Ifi è stata violentata.
Ifi ha memoria, nel suo corpo, di quel gesto turpe.
Infatti, il suo stesso sesso le si è rivoltato dentro, vergognoso d’ospitare e subire un
così osceno ricordo.
Colpevole, in qualche modo, d’esserci; come uno stampo, un marchio d’immoralità
posto lì per la vita.
Ifi sente che quel membro è ancora dentro di lei e che altro non può che perpetuare quella violenza proprio lì, in quel luogo oramai profanato nel quale è avvenuta.
Ora,
possiamo provare pietà per Ifi. Piangere per lei mentre lei si tormenta intorno al suo peccato, all’onestà compromessa del suo corpo, che resterà sporco e sbagliato per sempre.
Oppure,
possiamo ridare fiducia ad Ifi. Guardare tra le sue gambe per vedere solo quello che in verità c’è: un sesso di bambina.

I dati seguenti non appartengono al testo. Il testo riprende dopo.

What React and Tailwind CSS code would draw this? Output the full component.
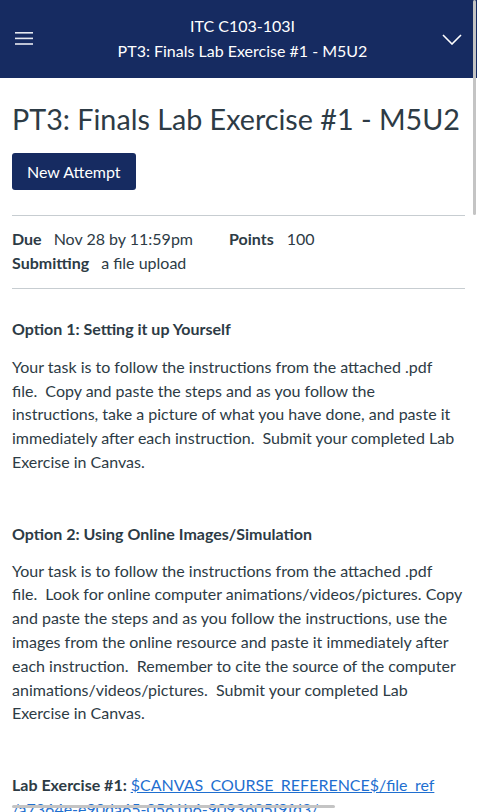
import React from "react";

function Header() {
  return (
    <div className="h-[78px] bg-[#162b61] text-white flex items-center px-[15px]">
      <svg width="18" height="14" viewBox="0 0 18 14" className="shrink-0">
        <rect x="0" y="0" width="18" height="1.6" fill="#e6e9f0" />
        <rect x="0" y="5.6" width="18" height="1.6" fill="#e6e9f0" />
        <rect x="0" y="11.2" width="18" height="1.6" fill="#e6e9f0" />
      </svg>
      <div className="flex-1 pl-[10px] pb-[2px] text-center text-[16px] leading-[25px]">
        <div>ITC C103-103I</div>
        <div>PT3: Finals Lab Exercise #1 - M5U2</div>
      </div>
      <svg width="20" height="11" viewBox="0 0 20 11" className="shrink-0">
        <path d="M1 1 L10 10 L19 1" fill="none" stroke="#ffffff" strokeWidth="1.6" />
      </svg>
    </div>
  );
}

export default function App() {
  return (
    <div className="relative w-[477px] h-[812px] overflow-hidden bg-white text-[#2d3b45] font-['Lato',sans-serif]">
      <Header />
      <div className="px-[12px]">
        <h1 className="text-[28.7px] leading-[34px] font-normal pt-[24px]">PT3: Finals Lab Exercise #1 - M5U2</h1>
        <button className="mt-[17px] h-[37px] px-[15px] rounded-[3px] bg-[#162b61] text-white text-[16px]">New Attempt</button>
        <div className="mt-[25px] border-t border-[#c7cdd1]" />
        <div className="pt-[11px] pb-[13px] text-[16px] leading-[24px]">
          <div>
            <span className="font-bold">Due</span>
            <span className="ml-[12px]">Nov 28 by 11:59pm</span>
            <span className="font-bold ml-[36px]">Points</span>
            <span className="ml-[13px]">100</span>
          </div>
          <div>
            <span className="font-bold">Submitting</span>
            <span className="ml-[12px]">a file upload</span>
          </div>
        </div>
        <div className="border-t border-[#c7cdd1]" />
        <div className="text-[16px] leading-[23.8px] pt-[28px]">
          <p className="font-bold">Option 1: Setting it up Yourself</p>
          <p className="mt-[14px]">
            Your task is to follow the instructions from the attached .pdf file.&nbsp; Copy and paste the steps and as you follow the instructions, take a picture of what you have done, and paste it immediately after each instruction.&nbsp; Submit your completed Lab Exercise in Canvas.
          </p>
          <p className="mt-[48px] font-bold">Option 2: Using Online Images/Simulation</p>
          <p className="mt-[13px]">
            Your task is to follow the instructions from the attached .pdf file.&nbsp; Look for online computer animations/videos/pictures. Copy and paste the steps and as you follow the instructions, use the images from the online resource and paste it immediately after each instruction.&nbsp; Remember to cite the source of the computer animations/videos/pictures.&nbsp; Submit your completed Lab Exercise in Canvas.
          </p>
          <p className="mt-[48px]">
            <span className="font-bold">Lab Exercise #1: </span>
            <a href="#" className="text-[#1f6fd0] underline">
              $CANVAS_COURSE_REFERENCE$/file_ref
              <br />
              /a7364e-e90da65-0561b6-9093605f9fd3/
            </a>
          </p>
        </div>
      </div>
      <div className="absolute right-[1px] top-0 w-[3px] h-[215px] rounded-full bg-[#c4c4c4]" />
      <div className="absolute left-[12px] bottom-[4px] h-[3px] w-[323px] rounded-full bg-[#c4c4c4]" />
    </div>
  );
}
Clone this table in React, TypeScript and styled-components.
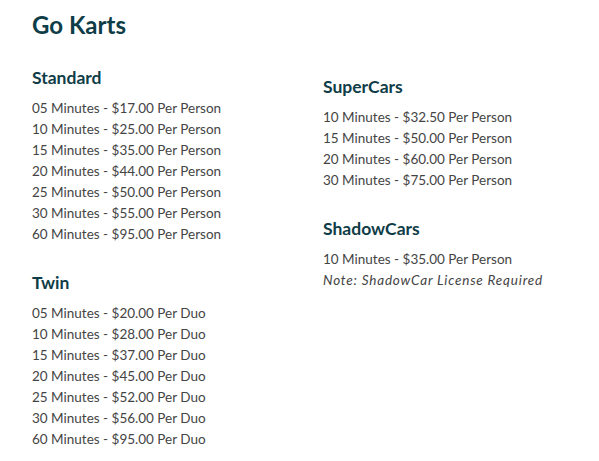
import React from "react";
import styled, { createGlobalStyle } from "styled-components";

const Global = createGlobalStyle`
  html, body { margin: 0; padding: 0; background: #fff; }
  body { font-family: Lato, "Liberation Sans", sans-serif; }
`;

const Page = styled.div`
  padding: 10px 32px 0 32px;
  width: 599px;
  box-sizing: border-box;
`;

const Title = styled.h1`
  margin: 0;
  font-size: 24px;
  line-height: 30px;
  font-weight: 700;
  color: #0f3d47;
`;

const Columns = styled.div`
  display: grid;
  grid-template-columns: 291px 1fr;
  margin-top: 27px;
`;

const Column = styled.div<{ $offset?: number }>`
  display: flex;
  flex-direction: column;
  gap: 27px;
  padding-top: ${(p) => p.$offset ?? 0}px;
`;

const Section = styled.section`
  display: flex;
  flex-direction: column;
`;

const Heading = styled.h2`
  margin: 0 0 9px 0;
  font-size: 17.5px;
  line-height: 22px;
  font-weight: 700;
  color: #0f3d47;
`;

const Row = styled.div<{ $italic?: boolean }>`
  font-size: 13.5px;
  line-height: 21px;
  color: #444444;
  font-style: ${(p) => (p.$italic ? "italic" : "normal")};
  letter-spacing: ${(p) => (p.$italic ? "0.8px" : "0")};
`;

const data = {
  standard: ["05 Minutes - $17.00 Per Person", "10 Minutes - $25.00 Per Person", "15 Minutes - $35.00 Per Person", "20 Minutes - $44.00 Per Person", "25 Minutes - $50.00 Per Person", "30 Minutes - $55.00 Per Person", "60 Minutes - $95.00 Per Person"],
  twin: ["05 Minutes - $20.00 Per Duo", "10 Minutes - $28.00 Per Duo", "15 Minutes - $37.00 Per Duo", "20 Minutes - $45.00 Per Duo", "25 Minutes - $52.00 Per Duo", "30 Minutes - $56.00 Per Duo", "60 Minutes - $95.00 Per Duo"],
  super: ["10 Minutes - $32.50 Per Person", "15 Minutes - $50.00 Per Person", "20 Minutes - $60.00 Per Person", "30 Minutes - $75.00 Per Person"],
};

export default function App() {
  return (
    <Page>
      <Global />
      <Title>Go Karts</Title>
      <Columns>
        <Column>
          <Section>
            <Heading>Standard</Heading>
            {data.standard.map((r) => <Row key={r}>{r}</Row>)}
          </Section>
          <Section>
            <Heading>Twin</Heading>
            {data.twin.map((r) => <Row key={r}>{r}</Row>)}
          </Section>
        </Column>
        <Column $offset={9}>
          <Section>
            <Heading>SuperCars</Heading>
            {data.super.map((r) => <Row key={r}>{r}</Row>)}
          </Section>
          <Section>
            <Heading>ShadowCars</Heading>
            <Row>10 Minutes - $35.00 Per Person</Row>
            <Row $italic>Note: ShadowCar License Required</Row>
          </Section>
        </Column>
      </Columns>
    </Page>
  );
}
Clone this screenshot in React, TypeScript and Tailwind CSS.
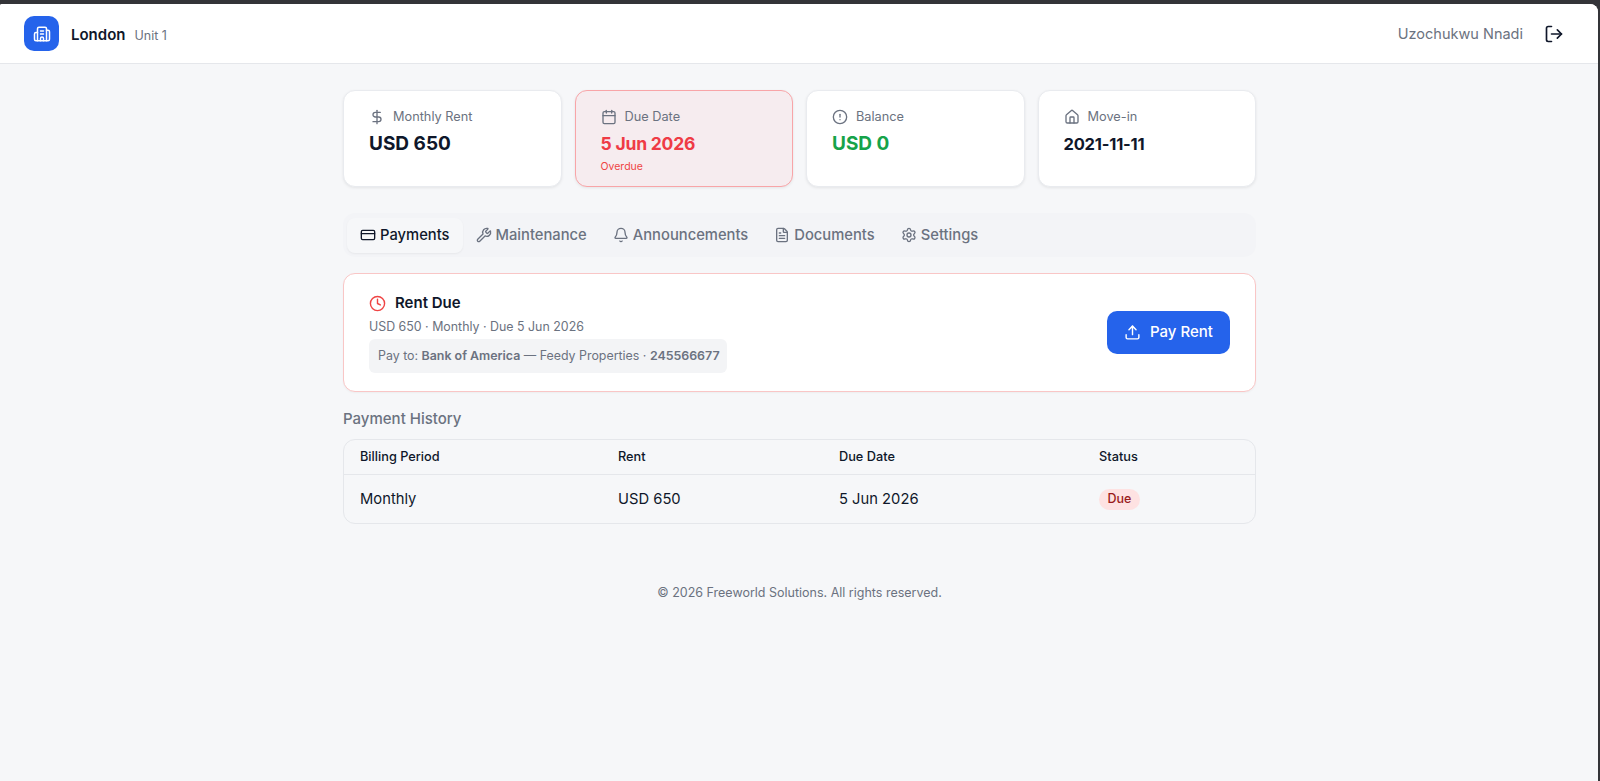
import { Building2, Calendar, CircleAlert, Clock, CreditCard, DollarSign, FileText, Bell, House, LogOut, Settings, Upload, Wrench } from 'lucide-react';
import type { ReactNode } from 'react';

interface StatCardProps {
  icon: ReactNode;
  label: string;
  value: string;
  valueClass?: string;
  overdue?: boolean;
}

function StatCard({ icon, label, value, valueClass = 'text-[19px] text-[#0f172a]', overdue }: StatCardProps) {
  const cardClass = overdue
    ? 'border-[#f8a5a8] bg-[#f6ecef]'
    : 'border-[#e9ebef] bg-white';

  return (
    <div className={`h-[97px] rounded-xl border px-[25px] pt-[16px] shadow-[0_1px_3px_rgba(0,0,0,0.08)] ${cardClass}`}>
      <div className="flex items-center gap-2 text-[12.75px] leading-5 text-[#6b7280]">
        {icon}
        <span>{label}</span>
      </div>
      <div className={`mt-[3px] font-bold leading-7 ${valueClass}`}>{value}</div>
      {overdue && <div className="mt-[1px] text-[10.5px] leading-4 text-[#ef4444]">Overdue</div>}
    </div>
  );
}

const tabs = [
  { label: 'Payments', icon: <CreditCard size={16} />, active: true },
  { label: 'Maintenance', icon: <Wrench size={16} /> },
  { label: 'Announcements', icon: <Bell size={16} /> },
  { label: 'Documents', icon: <FileText size={16} /> },
  { label: 'Settings', icon: <Settings size={16} /> },
];

export default function App() {
  return (
    <div className="h-[781px] overflow-hidden bg-[#333438] pt-[4px] pr-[2px] font-['Inter',sans-serif]">
      <div className="h-full rounded-tl-[2px] rounded-tr-[8px] bg-[#f6f7f9]">
        {/* Top bar */}
        <header className="flex h-[60px] items-center justify-between rounded-t-[inherit] border-b border-[#e5e7eb] bg-white pl-6 pr-[34px]">
          <div className="flex items-center">
            <div className="flex h-[35px] w-[35px] items-center justify-center rounded-[10px] bg-[#2563eb] text-white">
              <Building2 size={18} />
            </div>
            <div className="ml-[12px] mt-[3px] flex items-baseline gap-[9px]">
              <span className="text-[15px] font-semibold text-[#0f172a]">London</span>
              <span className="text-[12.5px] text-[#6b7280]">Unit 1</span>
            </div>
          </div>
          <div className="flex items-center">
            <span className="text-[14.5px] text-[#6b7280]">Uzochukwu Nnadi</span>
            <LogOut size={20} className="ml-[21px] text-[#0f172a]" />
          </div>
        </header>

        <main className="mx-auto max-w-[914px] pl-[1px] pt-[26px]">
          <div className="grid grid-cols-4 gap-[13px]">
            <StatCard icon={<DollarSign size={16} />} label="Monthly Rent" value="USD 650" />
            <StatCard
              icon={<Calendar size={16} />}
              label="Due Date"
              value="5 Jun 2026"
              valueClass="text-[17.5px] tracking-[-0.2px] text-[#ef3b45]"
              overdue
            />
            <StatCard icon={<CircleAlert size={16} />} label="Balance" value="USD 0" valueClass="text-[19px] text-[#16a34a]" />
            <StatCard icon={<House size={16} />} label="Move-in" value="2021-11-11" valueClass="text-[16.5px] tracking-[-0.2px] text-[#0f172a]" />
          </div>

          {/* Tabs */}
          <nav className="mt-[26px] flex h-[44px] items-center rounded-xl bg-[#f3f4f7] px-[4px]">
            {tabs.map((tab) => (
              <div
                key={tab.label}
                className={
                  tab.active
                    ? 'flex h-[35px] items-center gap-[4px] rounded-lg bg-[#f6f7f9] px-[13px] text-[14.75px] font-medium text-[#0f172a] shadow-[0_1px_2px_rgba(0,0,0,0.05)]'
                    : 'flex h-[35px] items-center gap-[4px] px-[13px] text-[14.75px] font-medium text-[#6b7280]'
                }
              >
                {tab.icon}
                <span>{tab.label}</span>
              </div>
            ))}
          </nav>

          {/* Rent due */}
          <section className="mt-[16px] flex h-[119px] items-center justify-between rounded-xl border border-[#f9c6c6] bg-white pl-[25px] pr-[25px] shadow-[0_1px_2px_rgba(0,0,0,0.04)]">
            <div>
              <div className="flex items-center gap-[9px]">
                <Clock size={17} className="text-[#ef4444]" />
                <span className="text-[15px] font-semibold text-[#0f172a]">Rent Due</span>
              </div>
              <p className="mt-[3px] text-[12.4px] leading-5 text-[#6b7280]">USD 650 · Monthly · Due 5 Jun 2026</p>
              <p className="mt-[2px] flex h-[34px] items-center rounded-md bg-[#f3f4f6] pl-[9px] pr-[7px] text-[12.4px] text-[#6b7280]">
                <span className="whitespace-pre">Pay to: <strong className="font-semibold">Bank of America</strong> — Feedy Properties · <strong className="font-semibold">245566677</strong></span>
              </p>
            </div>
            <button className="flex h-[43px] w-[123px] items-center justify-center gap-[9px] rounded-[10px] bg-[#2563eb] text-[15px] font-medium text-white">
              <Upload size={17} />
              Pay Rent
            </button>
          </section>

          <h2 className="mt-[17px] text-[15px] font-medium leading-5 text-[#6b7280]">Payment History</h2>

          <table className="mt-[10px] block w-full overflow-hidden rounded-xl border border-[#e5e7eb] text-[#0f172a]">
            <thead className="block">
              <tr className="flex h-[35px] items-center border-b border-[#e5e7eb] pl-[16px] text-left text-[12.75px]">
                <th className="w-[258px] font-medium">Billing Period</th>
                <th className="w-[221px] font-medium">Rent</th>
                <th className="w-[260px] font-medium">Due Date</th>
                <th className="font-medium">Status</th>
              </tr>
            </thead>
            <tbody className="block">
              <tr className="flex h-[48px] items-center pl-[16px] text-[14.75px]">
                <td className="w-[258px]">Monthly</td>
                <td className="w-[221px]">USD 650</td>
                <td className="w-[260px]">5 Jun 2026</td>
                <td>
                  <span className="flex h-[21px] w-[41px] items-center justify-center rounded-full bg-[#fee2e2] text-[12.5px] font-medium text-[#991b1b]">Due</span>
                </td>
              </tr>
            </tbody>
          </table>

          <footer className="mt-[59px] text-center text-[12.5px] leading-5 text-[#6b7280]">© 2026 Freeworld Solutions. All rights reserved.</footer>
        </main>
      </div>
    </div>
  );
}
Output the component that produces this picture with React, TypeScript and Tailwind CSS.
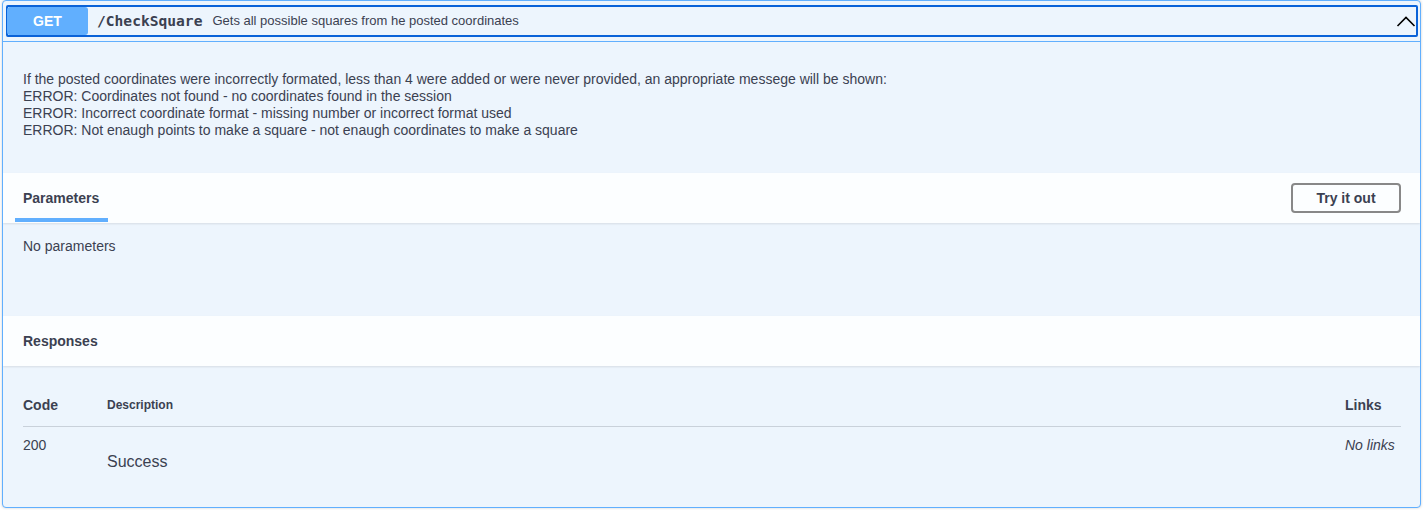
export default function App() {
  const sans = { fontFamily: '"Liberation Sans", Arial, sans-serif' };

  return (
    <div className="min-h-[510px] bg-white text-[#3b4151]" style={sans}>
      <div className="ml-[2px] w-[1419px] border border-[#61affe] rounded-[4px] bg-[#edf5fd] shadow-[0_0_3px_rgba(0,0,0,0.19)] overflow-hidden">
        {/* summary */}
        <div className="h-[41px] flex items-center pl-[3px] pr-[2px] border-b border-[#61affe]">
          <div className="flex-1 h-[32px] border-2 border-[#0a62d8] rounded-[2px] flex items-center">
            <span className="w-[81px] h-[28px] -ml-[1px] flex items-center justify-center rounded-[3px] bg-[#61affe] text-white text-[14px] font-bold">
              GET
            </span>
            <span className="ml-[9px] text-[14.6px] font-bold text-[#3b4151]" style={{ fontFamily: '"DejaVu Sans Mono", monospace' }}>
              /CheckSquare
            </span>
            <span className="ml-[10px] text-[13px] text-[#3b4151]">Gets all possible squares from he posted coordinates</span>
            <svg className="ml-auto w-[20px] h-[20px]" viewBox="0 0 20 20" fill="none">
              <polyline points="1.5,15 10,6.5 18.5,15" stroke="#000" strokeWidth="1.6" />
            </svg>
          </div>
        </div>

        {/* description */}
        <div className="h-[131px] px-[20px] pt-[29px] text-[14px] leading-[17px]">
          <p>If the posted coordinates were incorrectly formated, less than 4 were added or were never provided, an appropriate messege will be shown:</p>
          <p>ERROR: Coordinates not found - no coordinates found in the session</p>
          <p>ERROR: Incorrect coordinate format - missing number or incorrect format used</p>
          <p>ERROR: Not enaugh points to make a square - not enaugh coordinates to make a square</p>
        </div>

        {/* parameters */}
        <div className="h-[50px] flex items-center justify-between pl-[20px] pr-[19px] bg-[#fcfeff] shadow-[0_1px_2px_rgba(0,0,0,0.1)] relative">
          <div className="relative self-stretch flex items-center">
            <span className="text-[14px] font-bold">Parameters</span>
            <div className="absolute left-[-8px] right-[-9px] bottom-[1px] h-[4px] bg-[#61affe]" />
          </div>
          <button className="w-[110px] h-[30px] border-2 border-[#888] rounded-[4px] text-[14px] font-bold text-[#3b4151] bg-transparent">
            Try it out
          </button>
        </div>
        <div className="h-[93px] px-[20px] pt-[15px] text-[14px] leading-[17px]">No parameters</div>

        {/* responses */}
        <div className="h-[50px] flex items-center px-[20px] bg-[#fcfeff] shadow-[0_1px_2px_rgba(0,0,0,0.1)] relative">
          <span className="text-[14px] font-bold">Responses</span>
        </div>
        <div className="h-[141px] px-[20px] pt-[19px]">
          <div className="w-[1378px]">
            <div className="flex items-center py-[12px] border-b border-[rgba(59,65,81,0.2)]">
              <div className="w-[84px] text-[14px] leading-[17px] font-bold">Code</div>
              <div className="flex-1 text-[12px] leading-[17px] font-bold">Description</div>
              <div className="w-[56px] text-[14px] leading-[17px] font-bold">Links</div>
            </div>
            <div className="flex items-start pt-[10px]">
              <div className="w-[84px] text-[14px] leading-[17px]">200</div>
              <div className="flex-1 pt-[15px] text-[16px] leading-[19px]">Success</div>
              <div className="w-[56px] text-[14px] leading-[17px] italic">No links</div>
            </div>
          </div>
        </div>
      </div>
    </div>
  );
}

L’innocenza è un’invenzione.
Il sesso che viene nascosto, coperto, perché non è bene sia visto, come anche quel sesso che è invece ostentato, esposto proprio in quanto tabù da dissacrare, non è reale.
La naturalità delle cose, sola, è reale.
Quello che è stato fatto ad Ifi è doloroso. Ma la vergogna è una punizione anche più ingiusta.
L’artista suggerisce che fintanto vediamo la scabrosità in una vagina e non la bellezza innata, semplice, intrinseca e sempre pura del corpo umano, non solo lo stupro continuerà ad accadere proprio come conquista bruta di qualcosa di misterioso e proibito, ma anche si perpetuerà nell’intimità della persona, nella colpa, in un disonore che persiste e che infetta l’identità.
L’artista invita il pubblico a restituire ad Ifi l’innocenza perduta. Come?
Lasciando alla Natura di definire la moralità.
Come?
Facendo il calco della sua vagina, andando oltre il senso di scandalo e all’imbarazzo che questa desta.
Perché?
Perché Ifi sappia che la sua vagina non è diversa, umiliante o indecente;
che una volta dismesso il giudizio, un fatto è solo accaduto, ma non cambia la natura di ciò che è.